Trump ally seeks return to Congress, California votes on crime in U.S. midterm primaries
2022.06.07 13:15
FILE PHOTO: U.S. President Donald Trump walks past Interior Secretary Ryan Zinke as he stands to address the 17th annual September 11 observance at the Flight 93 National Memorial near Shanksville, Pennsylvania, U.S., September 11, 2018. REUTERS/Kevin Lam
By David Morgan
WASHINGTON (Reuters) – A former member of Donald Trump’s cabinet will attempt a return to the U.S. Congress in Montana and California Democrats concerned about crime may oust one of their own as voters head to the polls in midterm primary elections in seven states on Tuesday.
Voters in South Dakota, New Jersey, Iowa, Mississippi and New Mexico will also cast ballots in nominating contests that will set the competitive field for Nov. 8’s elections, which will determine control of Congress for the next two years.
With President Joe Biden slumping in the polls and soaring inflation souring voters’ moods, Republicans are expected to win control of the House of Representatives and possibly the Senate, which would bring Biden’s legislative agenda to a halt and give Republicans the power to launch distracting and possibly politically damaging investigations.
In Montana, Ryan Zinke, who served as interior secretary under Republican former President Trump, is running for a newly created House seat that the state gained thanks to population growth and the once-a-decade redistricting process.
Zinke, who served in Congress previously, faces four Republican challengers, some of whom claim that he is too liberal or lacks commitment to the state because his wife’s residence is in California.
Zinke was accused in an inspector general report this year of using is position as head of the Interior Department to advance a development project in his hometown and lying to an ethics investigator. He has denied wrongdoing.
South Dakota’s conservative Republican governor, Kristi Noem, faces a challenge by Steven Haugaard, a member of the South Dakota House of Representatives.
Noem has been mentioned as a possible vice presidential running-mate if former President Donald Trump seeks election again in 2024 or as a White House candidate in her own right if he does not.
The winners of each of those Republican primaries are favored to win in November.
CALIFORNIA SHAKEOUT
A pair of races in California will also illustrate liberal-leaning voters’ frustrations with spikes in homicides and gun violence.
Polls show that San Francisco’s progressive district attorney, Chesa Boudin, is likely to be pushed out of office in a recall vote. A replacement would be chosen by the city’s mayor, London Breed, a Democrat who has criticized Boudin but has not taken a stance on the recall.

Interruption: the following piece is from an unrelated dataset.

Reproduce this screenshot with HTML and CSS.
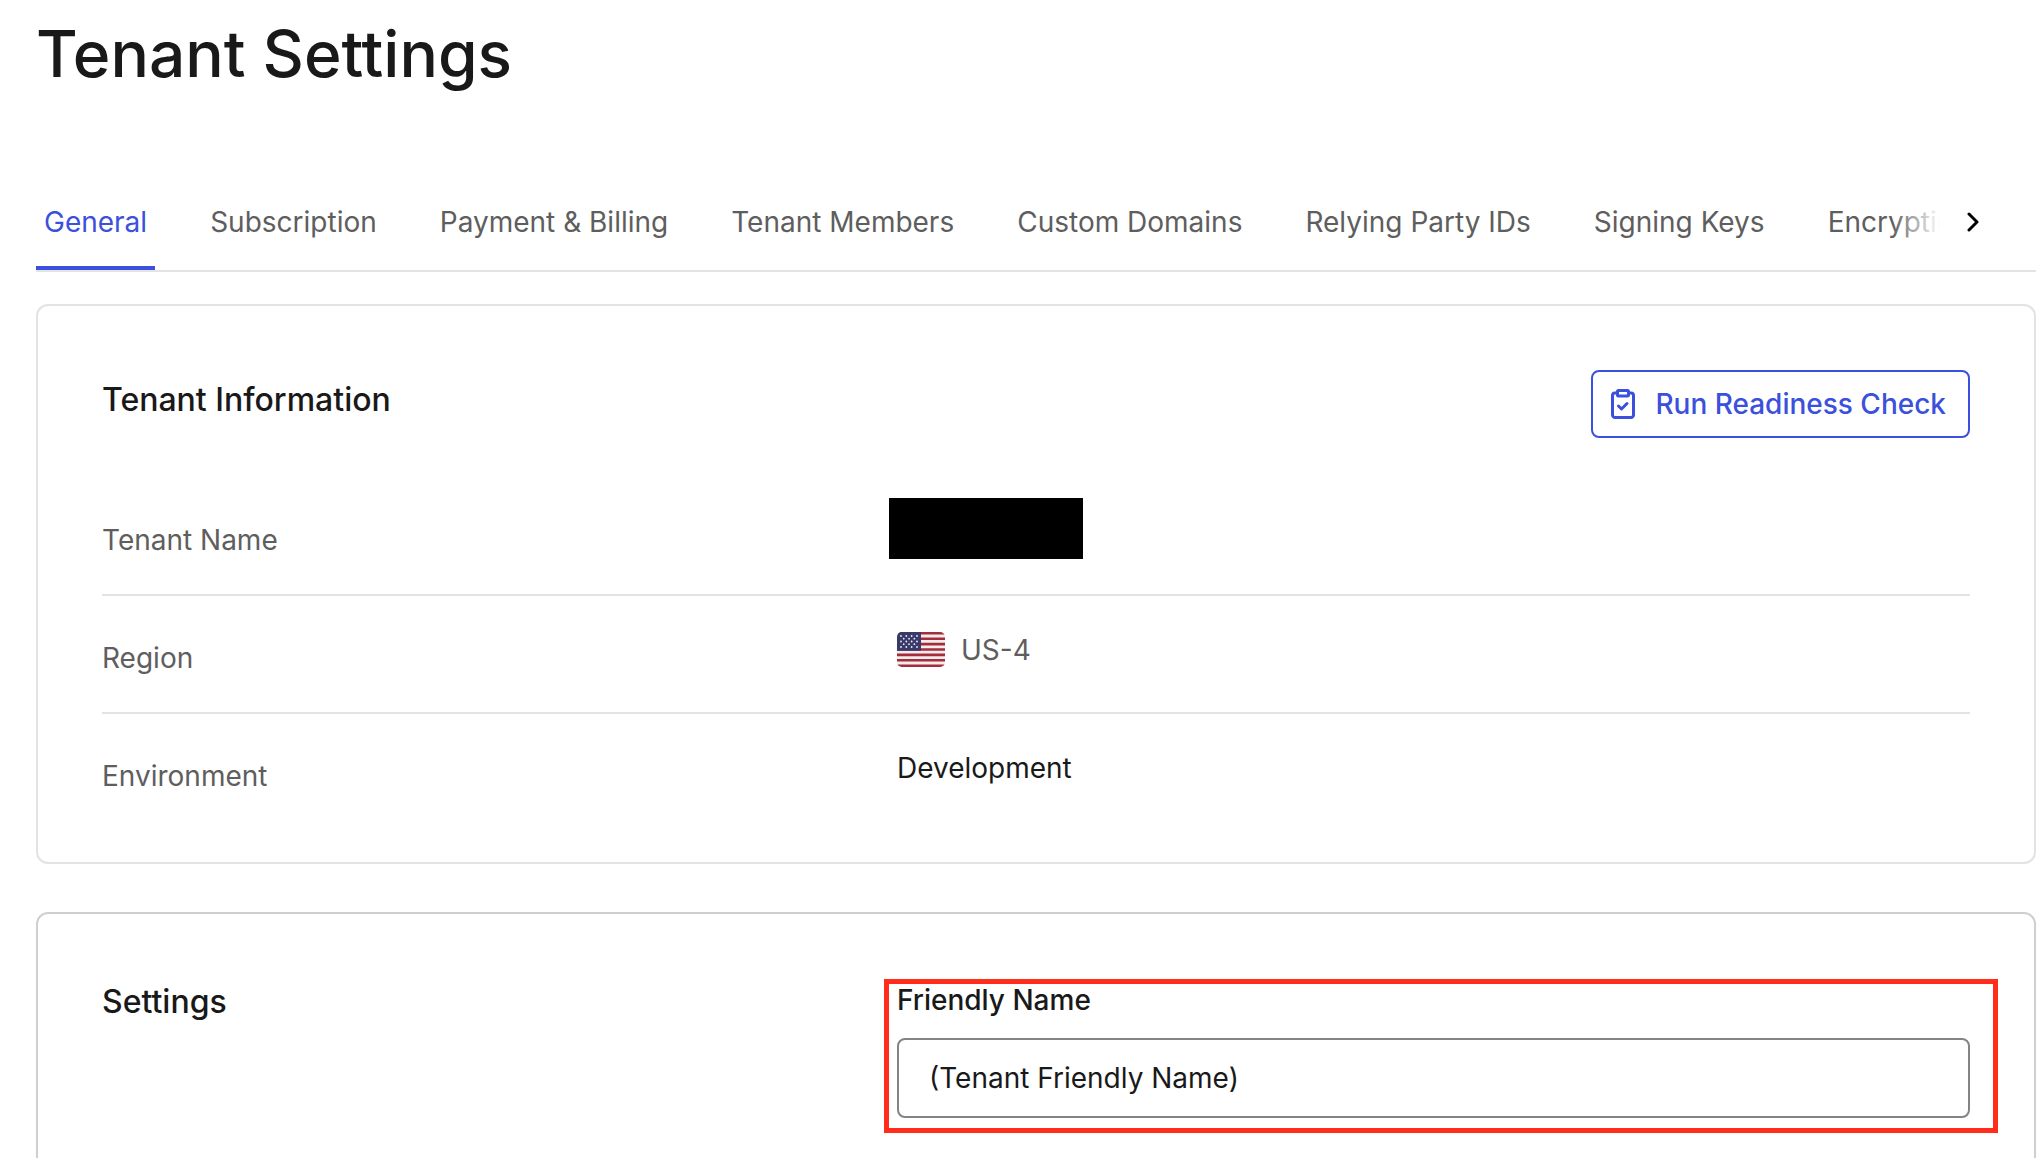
FILE: index.html
```html
<!DOCTYPE html>
<html lang="en">
<head>
  <meta charset="UTF-8">
  <meta name="viewport" content="width=device-width, initial-scale=1.0">
  <title>Tenant Settings</title>
  <link rel="stylesheet" href="styles.css">
</head>
<body>
  <header>
    <h1>Tenant Settings</h1>
  </header>

  <nav class="tabs" aria-label="Tenant settings">
    <div class="tab-list">
      <a class="tab active" href="#general">General</a>
      <a class="tab" href="#subscription">Subscription</a>
      <a class="tab" href="#billing">Payment &amp; Billing</a>
      <a class="tab" href="#members">Tenant Members</a>
      <a class="tab" href="#domains">Custom Domains</a>
      <a class="tab" href="#relying">Relying Party IDs</a>
      <a class="tab" href="#signing">Signing Keys</a>
      <a class="tab" href="#encryption">Encryption Keys</a>
    </div>
    <button class="tab-next" type="button" aria-label="Next tabs">
      <svg width="12" height="20" viewBox="0 0 12 20" fill="none" stroke="currentColor" stroke-width="3" stroke-linecap="round" stroke-linejoin="round">
        <path d="M2 2l8 8-8 8"/>
      </svg>
    </button>
  </nav>

  <main>
    <section class="card">
      <div class="card-header">
        <h2>Tenant Information</h2>
        <button class="check-button" type="button">
          <svg width="24" height="30" viewBox="0 0 24 30" fill="none" stroke="currentColor" stroke-width="3" stroke-linecap="round" stroke-linejoin="round">
            <path d="M6 4H4a2.500 2.500 0 0 0-2.500 2.500v19.500a2.500 2.500 0 0 0 2.500 2.500h16a2.500 2.500 0 0 0 2.500-2.500V6.500A2.500 2.500 0 0 0 20 4h-2"/>
            <rect x="6.500" y="1.500" width="11" height="5.500" rx="1"/>
            <path d="M7.500 17l3 3 5.500-5.500"/>
          </svg>
          Run Readiness Check
        </button>
      </div>

      <dl class="info">
        <div class="row">
          <dt>Tenant Name</dt>
          <dd><span class="redacted"></span></dd>
        </div>
        <div class="row">
          <dt>Region</dt>
          <dd class="region">
            <svg class="flag" width="48" height="35" viewBox="0 0 48 35" aria-hidden="true">
              <clipPath id="flagShape"><rect width="48" height="35" rx="5"/></clipPath>
              <g clip-path="url(#flagShape)">
                <rect width="48" height="35" fill="#eeeeee"/>
                <path stroke="#a92a39" stroke-width="2.600" d="M0 1.300h48M0 6.700h48M0 12.100h48M0 17.500h48M0 22.900h48M0 28.300h48M0 33.700h48"/>
                <rect width="24" height="18.800" fill="#39396b"/>
                <g stroke="#eeeeee" stroke-width="1.800" stroke-linecap="round" stroke-dasharray="0 5.330">
                  <path d="M4 4h17M4 9.500h17M4 15h17"/>
                  <path d="M6.700 6.700h12M6.700 12.200h12"/>
                </g>
              </g>
            </svg>
            US-4
          </dd>
        </div>
        <div class="row">
          <dt>Environment</dt>
          <dd class="dark">Development</dd>
        </div>
      </dl>
    </section>

    <section class="card settings">
      <h2>Settings</h2>
      <div class="field highlighted">
        <label for="friendlyName">Friendly Name</label>
        <input type="text" id="friendlyName" name="friendlyName" value="(Tenant Friendly Name)">
      </div>
    </section>
  </main>
</body>
</html>
```

FILE: styles.css
```css
* {
  box-sizing: border-box;
}

body {
  height: 100vh;
  margin: 0;
  padding: 16px 8px 0 36px;
  overflow: hidden;
  background: #fff;
  color: #191919;
  font-family: Inter, sans-serif;
  font-size: 28px;
  line-height: 40px;
}

h1, h2, dl, dd {
  margin: 0;
}

h1 {
  font-size: 64px;
  font-weight: 500;
  line-height: 76px;
}

h2 {
  font-size: 32px;
  font-weight: 500;
  line-height: 48px;
}

button, input {
  font: inherit;
}

/* Tabs */
.tabs {
  display: flex;
  margin-top: 86px;
  border-bottom: 2px solid #e3e3e3;
}

.tab-list {
  position: relative;
  display: flex;
  flex: 1;
  gap: 47px;
  min-width: 0;
  overflow: hidden;
}

/* fades out the last visible tab */
.tab-list::after {
  content: "";
  position: absolute;
  top: 0;
  right: 0;
  bottom: 0;
  width: 48px;
  background: linear-gradient(to right, rgba(255, 255, 255, 0), #fff);
}

.tab {
  padding: 24px 8px;
  border-bottom: 4px solid transparent;
  color: #5e5e5e;
  text-decoration: none;
  white-space: nowrap;
}

.tab.active {
  border-bottom-color: #3b50dc;
  color: #3b50dc;
}

.tab-next {
  width: 96px;
  padding: 0 27px 4px;
  border: none;
  background: none;
  color: #000;
  text-align: left;
  cursor: pointer;
}

/* Cards */
.card {
  margin-top: 32px;
  padding: 64px;
  border: 2px solid #e3e3e3;
  border-radius: 12px;
}

.card-header {
  display: flex;
  justify-content: space-between;
  align-items: flex-start;
}

.card-header h2 {
  padding-top: 6px;
}

.check-button {
  display: flex;
  align-items: center;
  gap: 20px;
  height: 68px;
  padding: 0 22px 0 18px;
  border: 2px solid #3b50dc;
  border-radius: 8px;
  background: #fff;
  color: #3b50dc;
  font-weight: 500;
  cursor: pointer;
}

.info {
  margin-top: 40px;
}

.row, .settings {
  display: grid;
  grid-template-columns: repeat(12, 1fr);
  column-gap: 40px;
}

.row {
  padding: 34px 0;
  border-bottom: 2px solid #e3e3e3;
  color: #5e5e5e;
}

.row:last-child {
  padding-bottom: 2px;
  border-bottom: none;
}

dt, .settings h2 {
  grid-column: span 5;
}

dt {
  padding-top: 8px;
}

dd, .field {
  position: relative;
  grid-column: span 7;
}

.dark {
  color: #191919;
}

.redacted {
  position: absolute;
  top: -14px;
  left: -8px;
  width: 194px;
  height: 61px;
  background: #000;
}

.region {
  display: flex;
  align-items: flex-start;
  gap: 16px;
}

.flag {
  margin-top: 2px;
}

/* Settings form */
.settings {
  margin-top: 48px;
  border-color: #cfcfcf;
}

.field {
  display: flex;
  flex-direction: column;
  gap: 16px;
}

.field label {
  font-weight: 500;
  line-height: 44px;
}

.field input {
  width: 100%;
  height: 80px;
  padding: 0 30px;
  border: 2px solid #848484;
  border-radius: 8px;
  background: #fff;
  color: #191919;
}

.highlighted::after {
  content: "";
  position: absolute;
  top: 1px;
  right: -28px;
  bottom: -15px;
  left: -13px;
  border: 5px solid #ff2d1a;
  pointer-events: none;
}
```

In Los Angeles, Rick Caruso, a billionaire developer and former Republican, is battling U.S. Representative Karen Bass and a host of other liberal candidates in the mayoral election.
Caruso, who has spent more than $30 million of his own money in the campaign, made crime the centerpiece of his candidacy in a city that saw homicides reach a 15-year high in 2021. That forced Bass, a longtime progressive champion in Congress, to move to the center and pledge to put more police on the streets. Caruso and Bass could be headed to a runoff, polls show.
NEW JERSEY, IOWA CHALLENGES
Republicans in New Jersey and Iowa will also be picking challengers to embattled incumbent House Democrats: Representatives Tom Malinowski in New Jersey and Cindy Axne in Iowa.
Former state Senate Republican leader Tom Kean Jr., the son of popular two-time Governor Thomas Kean, leads a crowded Republican field to challenge Malinowski.
Malinowski, a two-term incumbent who entered Congress by flipping a Republican seat in 2018, won reelection by defeating Kean by 1.2 percentage points in 2020. Since then, his prospects have been weakened by redistricting and by a House ethics investigation after reports that he failed to disclose hundreds of thousands of dollars in stock trades.
“It was a nail-biter in 2020 and his district has become a little more favorable for Republicans. So it’s going to be a significant challenge,” said Benjamin Dworkin, director of the Rowan University Institute of Public Policy & Citizenship.
In Iowa, three Republicans are vying for the chance to challenge Axne: businesswoman Nicole Hasso, construction consultant Gary Leffler and former state Senator Zach Nunn.
Nunn, the only Republican contender who has held elective office, boasts a string of endorsements from high-profile party luminaries including Trump’s former Secretary of State Mike Pompeo and several sitting House Republicans.